◆ The exercise:
Out of the lines in this data, how many include "React"? Give the number and nothing else.

(Records contained in a dataset)
........

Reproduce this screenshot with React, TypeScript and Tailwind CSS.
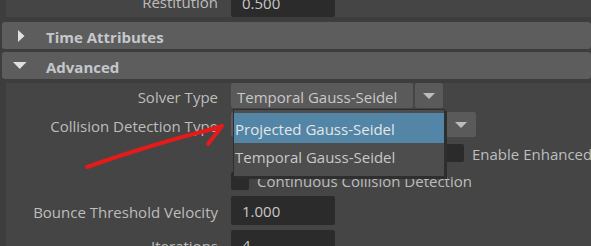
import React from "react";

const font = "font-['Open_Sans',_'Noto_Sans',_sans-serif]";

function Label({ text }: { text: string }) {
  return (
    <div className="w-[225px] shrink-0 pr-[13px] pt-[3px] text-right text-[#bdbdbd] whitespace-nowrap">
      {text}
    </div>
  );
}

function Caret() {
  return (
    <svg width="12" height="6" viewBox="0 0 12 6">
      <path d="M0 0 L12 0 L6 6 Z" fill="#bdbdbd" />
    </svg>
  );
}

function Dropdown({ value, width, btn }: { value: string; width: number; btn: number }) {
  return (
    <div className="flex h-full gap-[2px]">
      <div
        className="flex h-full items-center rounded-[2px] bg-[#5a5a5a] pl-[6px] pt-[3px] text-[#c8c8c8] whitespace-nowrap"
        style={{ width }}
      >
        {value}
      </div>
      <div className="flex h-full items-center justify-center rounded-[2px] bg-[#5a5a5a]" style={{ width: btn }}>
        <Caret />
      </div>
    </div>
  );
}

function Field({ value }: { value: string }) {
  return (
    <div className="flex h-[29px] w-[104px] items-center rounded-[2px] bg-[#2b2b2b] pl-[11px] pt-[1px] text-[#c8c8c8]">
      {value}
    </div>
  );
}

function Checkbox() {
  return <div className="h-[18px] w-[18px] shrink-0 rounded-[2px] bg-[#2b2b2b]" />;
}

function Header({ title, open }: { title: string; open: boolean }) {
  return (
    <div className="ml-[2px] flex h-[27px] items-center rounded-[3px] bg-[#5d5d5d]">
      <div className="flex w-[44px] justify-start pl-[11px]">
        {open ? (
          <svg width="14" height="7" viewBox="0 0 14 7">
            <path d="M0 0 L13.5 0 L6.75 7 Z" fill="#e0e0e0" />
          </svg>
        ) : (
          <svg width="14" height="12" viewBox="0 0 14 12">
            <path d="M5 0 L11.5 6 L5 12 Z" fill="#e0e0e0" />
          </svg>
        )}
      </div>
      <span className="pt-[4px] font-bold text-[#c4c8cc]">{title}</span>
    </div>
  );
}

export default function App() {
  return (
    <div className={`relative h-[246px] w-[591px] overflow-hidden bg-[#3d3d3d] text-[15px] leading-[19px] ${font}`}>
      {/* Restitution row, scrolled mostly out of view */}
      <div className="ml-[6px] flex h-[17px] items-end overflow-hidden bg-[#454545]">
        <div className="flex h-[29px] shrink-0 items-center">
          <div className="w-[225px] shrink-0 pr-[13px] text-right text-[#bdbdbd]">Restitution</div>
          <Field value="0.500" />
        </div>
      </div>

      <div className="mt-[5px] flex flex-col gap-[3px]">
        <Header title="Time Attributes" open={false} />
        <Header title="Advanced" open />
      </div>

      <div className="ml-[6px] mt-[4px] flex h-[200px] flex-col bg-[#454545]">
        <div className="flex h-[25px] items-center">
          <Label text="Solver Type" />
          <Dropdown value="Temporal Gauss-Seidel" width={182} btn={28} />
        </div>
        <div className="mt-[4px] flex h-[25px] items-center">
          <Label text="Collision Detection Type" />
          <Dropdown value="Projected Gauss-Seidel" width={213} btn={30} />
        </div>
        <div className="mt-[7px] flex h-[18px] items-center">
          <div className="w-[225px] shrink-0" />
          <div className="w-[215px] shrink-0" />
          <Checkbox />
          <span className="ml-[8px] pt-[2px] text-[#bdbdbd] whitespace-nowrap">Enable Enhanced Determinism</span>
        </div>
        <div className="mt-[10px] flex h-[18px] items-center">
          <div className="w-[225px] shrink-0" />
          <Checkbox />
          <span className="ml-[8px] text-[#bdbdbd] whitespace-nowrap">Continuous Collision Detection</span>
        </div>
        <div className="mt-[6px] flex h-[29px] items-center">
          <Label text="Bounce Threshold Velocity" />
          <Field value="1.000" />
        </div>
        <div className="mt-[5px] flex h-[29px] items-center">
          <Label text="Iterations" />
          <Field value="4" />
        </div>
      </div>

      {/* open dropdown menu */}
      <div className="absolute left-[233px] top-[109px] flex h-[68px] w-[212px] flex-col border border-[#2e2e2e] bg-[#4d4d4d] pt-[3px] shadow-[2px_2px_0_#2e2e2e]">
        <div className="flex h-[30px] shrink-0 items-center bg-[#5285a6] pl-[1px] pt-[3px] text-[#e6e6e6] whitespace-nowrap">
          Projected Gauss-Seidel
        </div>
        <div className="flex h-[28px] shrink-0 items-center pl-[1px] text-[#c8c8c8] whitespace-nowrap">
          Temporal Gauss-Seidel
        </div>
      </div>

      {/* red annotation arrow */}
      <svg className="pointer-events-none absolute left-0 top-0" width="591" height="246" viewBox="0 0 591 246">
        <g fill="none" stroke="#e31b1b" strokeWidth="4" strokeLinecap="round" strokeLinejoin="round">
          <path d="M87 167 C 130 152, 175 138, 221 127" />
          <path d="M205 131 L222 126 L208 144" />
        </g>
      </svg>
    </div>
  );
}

........

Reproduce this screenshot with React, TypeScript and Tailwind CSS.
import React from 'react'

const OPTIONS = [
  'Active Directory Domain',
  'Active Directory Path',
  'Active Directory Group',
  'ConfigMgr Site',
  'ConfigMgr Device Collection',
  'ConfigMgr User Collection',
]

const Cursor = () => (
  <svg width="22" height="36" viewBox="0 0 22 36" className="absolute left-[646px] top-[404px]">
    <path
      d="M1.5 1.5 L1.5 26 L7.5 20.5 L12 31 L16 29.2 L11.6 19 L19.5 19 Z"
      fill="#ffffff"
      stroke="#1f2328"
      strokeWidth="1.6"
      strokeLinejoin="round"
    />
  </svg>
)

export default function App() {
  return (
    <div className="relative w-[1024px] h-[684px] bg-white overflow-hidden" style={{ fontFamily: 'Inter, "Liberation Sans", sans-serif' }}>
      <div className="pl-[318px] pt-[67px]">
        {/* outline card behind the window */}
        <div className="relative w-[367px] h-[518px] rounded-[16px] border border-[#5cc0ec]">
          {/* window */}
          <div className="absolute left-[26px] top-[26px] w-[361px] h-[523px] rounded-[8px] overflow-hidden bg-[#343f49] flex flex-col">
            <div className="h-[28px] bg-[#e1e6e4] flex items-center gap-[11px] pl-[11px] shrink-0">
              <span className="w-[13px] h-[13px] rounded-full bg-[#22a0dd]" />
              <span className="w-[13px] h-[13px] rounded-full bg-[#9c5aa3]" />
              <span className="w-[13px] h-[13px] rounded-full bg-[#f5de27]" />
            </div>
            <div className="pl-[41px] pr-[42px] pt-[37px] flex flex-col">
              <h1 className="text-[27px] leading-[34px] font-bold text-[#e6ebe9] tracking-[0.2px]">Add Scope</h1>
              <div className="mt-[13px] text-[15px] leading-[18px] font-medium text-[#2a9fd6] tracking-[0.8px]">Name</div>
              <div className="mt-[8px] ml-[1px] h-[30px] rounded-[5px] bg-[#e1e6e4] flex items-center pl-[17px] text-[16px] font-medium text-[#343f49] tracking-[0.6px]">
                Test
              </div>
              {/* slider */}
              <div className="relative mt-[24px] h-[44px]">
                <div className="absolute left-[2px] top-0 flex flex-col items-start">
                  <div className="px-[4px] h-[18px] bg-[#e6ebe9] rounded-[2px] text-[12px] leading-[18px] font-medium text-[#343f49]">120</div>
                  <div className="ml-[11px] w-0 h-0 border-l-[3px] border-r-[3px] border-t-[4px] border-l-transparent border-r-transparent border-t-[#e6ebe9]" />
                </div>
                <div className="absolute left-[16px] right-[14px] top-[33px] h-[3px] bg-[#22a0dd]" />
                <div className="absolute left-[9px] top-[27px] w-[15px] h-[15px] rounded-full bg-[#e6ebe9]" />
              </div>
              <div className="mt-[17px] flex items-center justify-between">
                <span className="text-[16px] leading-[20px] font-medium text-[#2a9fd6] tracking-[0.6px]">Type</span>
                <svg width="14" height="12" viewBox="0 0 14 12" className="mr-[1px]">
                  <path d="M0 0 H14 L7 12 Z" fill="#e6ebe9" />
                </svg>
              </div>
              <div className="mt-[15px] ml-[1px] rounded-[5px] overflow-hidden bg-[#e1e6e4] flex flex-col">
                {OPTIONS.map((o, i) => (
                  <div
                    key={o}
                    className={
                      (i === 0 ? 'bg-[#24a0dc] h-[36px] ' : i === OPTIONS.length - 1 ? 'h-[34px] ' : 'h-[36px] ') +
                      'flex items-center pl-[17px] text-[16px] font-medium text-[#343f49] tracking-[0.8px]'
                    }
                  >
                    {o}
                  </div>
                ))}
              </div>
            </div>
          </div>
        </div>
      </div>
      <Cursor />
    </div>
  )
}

........

◆ Task output:
4